Claim to have arreste two members of outlawed organization
Rescue workers and police officers gather at the site of a suicide car bombing in Islamabad on December 23, 2022. Reuters
Rescue workers and police officers gather at the site of a suicide car bombing in Islamabad on December 23, 2022. Reuters

At least two most wanted terrorists were arrested in a joint anti-terrorist operation in twin cities, Islamabad and Rawalpindi, the Counter-Terrorism Department (CTD) and intelligence agencies claimed on Thursday.

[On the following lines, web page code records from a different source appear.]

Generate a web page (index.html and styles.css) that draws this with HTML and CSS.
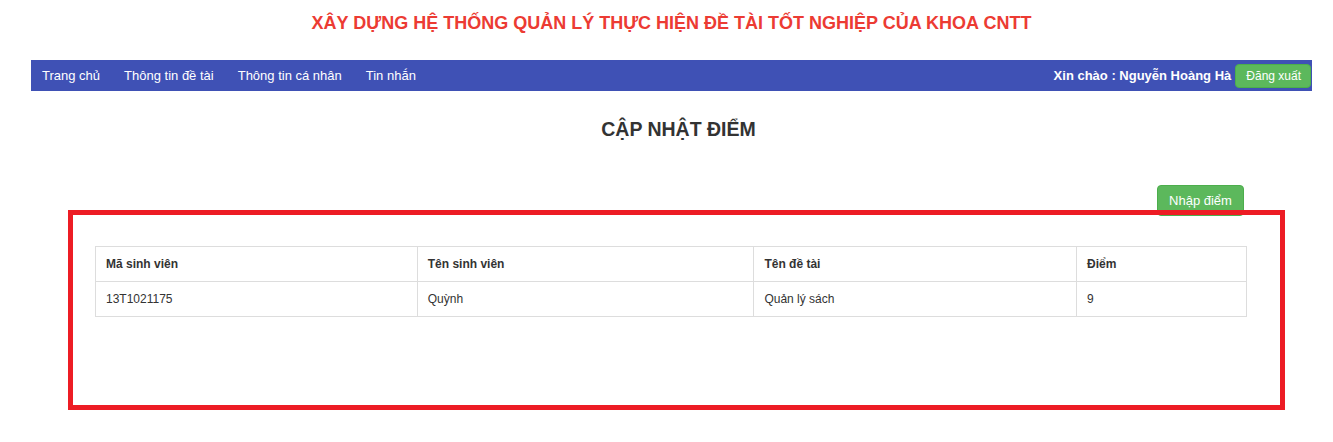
FILE: index.html
```html
<!DOCTYPE html>
<html lang="vi">
<head>
<meta charset="utf-8">
<title>Cập nhật điểm</title>
<link rel="stylesheet" href="styles.css">
</head>
<body>
<header class="site-header">
  <h1 class="site-title">XÂY DỰNG HỆ THỐNG QUẢN LÝ THỰC HIỆN ĐỀ TÀI TỐT NGHIỆP CỦA KHOA CNTT</h1>
</header>
<nav class="navbar">
  <ul class="nav-links">
    <li><a href="#">Trang chủ</a></li>
    <li><a href="#">Thông tin đề tài</a></li>
    <li><a href="#">Thông tin cá nhân</a></li>
    <li><a href="#">Tin nhắn</a></li>
  </ul>
  <div class="nav-user">
    <span class="greeting">Xin chào : Nguyễn Hoàng Hà</span>
    <a href="#" class="btn btn-logout">Đăng xuất</a>
  </div>
</nav>
<main class="main">
  <h2 class="page-title">CẬP NHẬT ĐIỂM</h2>
  <section class="grade-section">
    <div class="actions">
      <a href="#" class="btn btn-enter">Nhập điểm</a>
    </div>
    <table class="grade-table">
      <thead>
        <tr>
          <th class="col-id">Mã sinh viên</th>
          <th class="col-name">Tên sinh viên</th>
          <th class="col-topic">Tên đề tài</th>
          <th class="col-score">Điểm</th>
        </tr>
      </thead>
      <tbody>
        <tr>
          <td>13T1021175</td>
          <td>Quỳnh</td>
          <td>Quản lý sách</td>
          <td>9</td>
        </tr>
      </tbody>
    </table>
    <div class="highlight-box"></div>
  </section>
</main>
</body>
</html>
```

FILE: styles.css
```css
* { box-sizing: border-box; }
body {
  margin: 0;
  font-family: "Liberation Sans", Arial, sans-serif;
  color: #333;
  background: #fff;
}
a { text-decoration: none; }

.site-header {
  height: 60px;
  padding: 13px 0 0 10px;
}
.site-title {
  margin: 0;
  font-size: 18px;
  line-height: 20px;
  font-weight: bold;
  color: #ec3b33;
  text-align: center;
}

.navbar {
  margin: 0 21px 0 31px;
  height: 31px;
  background: #3f51b5;
  display: flex;
  justify-content: space-between;
  align-items: center;
  padding: 0 1px 0 11px;
}
.nav-links {
  list-style: none;
  margin: 0;
  padding: 0;
  display: flex;
  gap: 24px;
}
.nav-links a {
  color: #fff;
  font-size: 13px;
  line-height: 31px;
}
.nav-user {
  display: flex;
  align-items: center;
  gap: 4px;
}
.greeting {
  color: #fff;
  font-size: 13px;
  font-weight: bold;
}

.btn {
  display: inline-block;
  background: #5cb85c;
  color: #fff;
  border: 1px solid #4cae4c;
  border-radius: 4px;
  white-space: nowrap;
}
.btn-logout {
  font-size: 12px;
  height: 24px;
  line-height: 22px;
  padding: 0 9px 0 10px;
}

.main {
  padding-top: 28px;
}
.page-title {
  margin: 0;
  font-size: 19.5px;
  line-height: 20px;
  font-weight: bold;
  color: #333;
  text-align: center;
  padding-left: 24px;
}

.grade-section {
  position: relative;
  width: 1152px;
  margin: 46px 0 0 95px;
  padding-bottom: 100px;
}
.actions {
  display: flex;
  justify-content: flex-end;
  padding-right: 3px;
  margin-bottom: 30px;
}
.btn-enter {
  font-size: 13px;
  height: 31px;
  line-height: 29px;
  width: 87px;
  padding: 0;
  text-align: center;
}

.grade-table {
  width: 1152px;
  border-collapse: collapse;
  font-size: 12px;
}
.grade-table th,
.grade-table td {
  border: 1px solid #ddd;
  height: 35px;
  padding: 0 10px;
  text-align: left;
  vertical-align: middle;
}
.grade-table th { font-weight: bold; }
.col-id { width: 322px; }
.col-name { width: 337px; }
.col-topic { width: 323px; }
.col-score { width: 170px; }

.highlight-box {
  position: absolute;
  left: -27px;
  top: 25px;
  width: 1217px;
  height: 200px;
  border: 5px solid #ed1c24;
  pointer-events: none;
}
```
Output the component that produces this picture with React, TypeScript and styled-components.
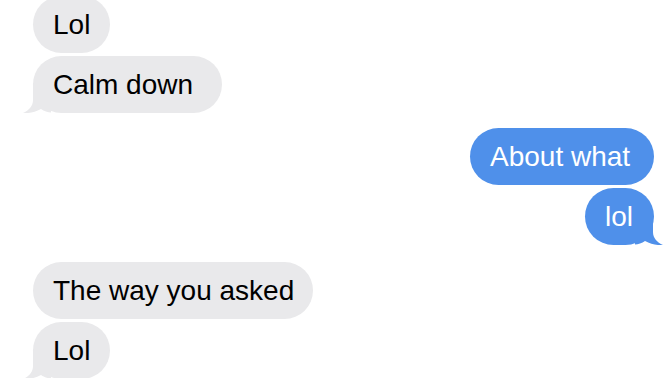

“Both the terrorist belonged to the outlawed Tehreek-e-Taliban (TTP),” said a statement. The CTD and the agencies claimed to have identified them as Hayat Ullah and Wakeel Khan.

The development comes a day after the security forces claimed that at least 12 members of banned TTP were killed in an intelligence-based operation in Khyber Pakhtunkhwa’s Lakki Marwat area.

Pakistan has seen an uptick in the terrorist activities since the end of shaky ceasefire, agreed with the outlawed group, in November last year. Suicide bombing in a mosque supposedly in the highly fortified area of Peshawar last month was the latest in the flurry of terrorist attacks against the policemen in Khyber Pakhtunkhwa.

Though, the attack was claimed by a faction of the banned TTP but the group has been involved in the attacks on policemen in the northwest province of the country.

But the country has been conducting couner-terrorist operations in different areas of the country in order to crush the fresh wave of terrorism. The coalition government, which has vowed to have zero tolerance against terrorism, is yet to meet for a multi-party confab to discuss “important challenges” against the backdrop of terrorism activites.

The two suspected terrorists, along with suicide bombers, were said to be attacking the police lines in Rawalpindi – also known as the garrison city.

“Militants target police as they are a soft and a prime target,” KP Police Inspector General Moazzam Jah Ansari told Aaj News last week, two days after the Peshawar mosque explosion. He was of the view that police were attacked in order to eliminate and demoralise them.

“Rawalpindi Police Lines, Saddar Beroni Police Station, District Courts Rawalpindi, and Saint Paul Church were the targets of the Haji Faqeer Group,” the CTD and security forces said, “they had also made plans for subversive activities in Convent School, Islamabad Police Lines and other sensitive areas.”

The CTD officials claimed that the suspected terrorists had sent photos of all the locations to their commander in Afghanistan after doing a recce of the areas.

“Haji Group is operating from Afghanistan,” they added.

Pakistan and the United States have time after time urged the interim Afghan government to not allow its soil become a “launch pad” for attacks against other countries. The caretaker set up, ruled by Afghan Taliban, has vowed to overcome that. But, the recent terrorist attacks and TTP chief’s interview to CNN last year raised eyebrows on such promises.

“We are fighting Pakistan’s war from within the territory of Pakistan; using Pakistani soil. We have the ability to fight for many more decades with the weapons and spirit of liberation that exist in the soil of Pakistan,” outlawed TTP chief Noor Wali Mehsud had said.